Thursday, November 12, 2009

Clustered SQL Servers - lessons learned

We have an active/passive, clustered in our production environment. We have two SQL instances on the passive node, we do this so we don’t have a perfectly good server sitting there doing nothing. Our main application used to report off our production database, but we replicate the databases to the secondary as well as to the warehouse, so the application on the primary can report off the secondary. I feel I have to point out that it was not designed by the company the source code was purchased and we continue to enhance and expand it. The other instance on the secondary instance is used as a “warm stand by” backup Instance in case another application database fails. Note this warm backup is not mirroring. So we have our main database server on primary, a reporting instance on the secondary and an additional instance that just needs to be up and ready.

Active/Active Cluster
This is not an Active/Active cluster; an Active/Active cluster is really two clusters, each with its own shared storage accessible only from the primary node. Each server is a primary on its cluster and secondary on the other cluster, assuming only two nodes in the cluster. If one server fails the other will run all instances.

Active/Passive Cluster
In Active/Passive cluster the primary can fail over to the secondary, but if the secondary server fails then you have to run around and find a replacement server or servers for what resided on it.  So whatever you install on the secondary on an Active\Passive cluster make sure it is not critical. In our case we have a plan if the secondary goes down.
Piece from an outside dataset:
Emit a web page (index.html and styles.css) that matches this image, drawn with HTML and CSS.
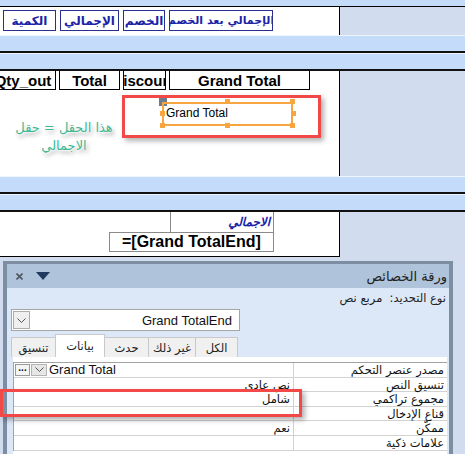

Of the two instances on the secondary, one is just a warm stand by it has an up to date copy of the databases to take over the application when we decide, so its only critical if the main database server goes down. The instance for reporting is for the application and we also replicate to our data warehouse server for reporting servers and for feeds for the data warehouse nightly process. We have two options here one is point the application reporting to the main database on the primary, this is not desirable for an extended period, but it is the easiest to do. The second option is to point the application reporting to our warehouse/reporting services copy of the data. This is the desirable solution, but it does take some work. We actually have two projects; one to point the application reporting to our data warehouse copy of the data and the second is rewrite the reports in SSRS. But with all projects there are always others that are higher priority and have revenue attached to it

Memory and Clusters
When the primary fails over all three instances reside on the secondary. One thing you have to be careful of in cases like this is the memory allocation, you don’t want to over allocate the memory. For example our secondary and servers each have 6 GB of RAM, you want to leave 1 GB for the OS and then divide the remaining 5GB up between the instances. In our case we gave 4GB to the main instance in the cluster, 1 GB of the reporting instance and 50 MB to the warm standby. If instead I gave each instance 3GB and set that as the minimum memory limit for each instance, so the total allocation of 9 GB of RAM when there is only 6 GB of RAM the memory will be over allocated. Um yeah that would not be good.

Applications and Clusters
We have several SSIS packages on our primary database server that encrypt data and FTP/FTPS the data to and from other sites. We use GNU pgp for the encryption and a third party FTP software to send and retrieve data. With applications, like these, that are not cluster aware, they have to be loaded on all nodes in a cluster. This became painfully obvious this past week when our primary server failed. What we had on the secondary was an outdated GNU pgp files and an evaluation copy of the FTP software that was outdated. The GNU pgp was easy to resolve, since its file based I just copied the directory over. Also GNU pgp could have been set up on a non C: drive. My best guess is that when it was developed on local machines there was only a C: and was set up that way in SSIS packages. We’re manually sending retrieving files with the FTP on another server for now until we can install a valid version of the FTP software on the secondary node.

Conclusion
As you plan out your cluster, design it with these lessons learned; For an Active/Passive Cluster keep the secondary free of other SQL instances (and other software that SQL Server does not need) and accept the fact that it will just sit there “unused” waiting for the day for it to take over and rule the cluster’s world. For either Active/Active or Active/Passive that has a secondary with SQL instances residing on it allocate memory accordingly and do not over allocate the memory. And lastly install software that is not cluster aware on all nodes, and UPDATE IT!!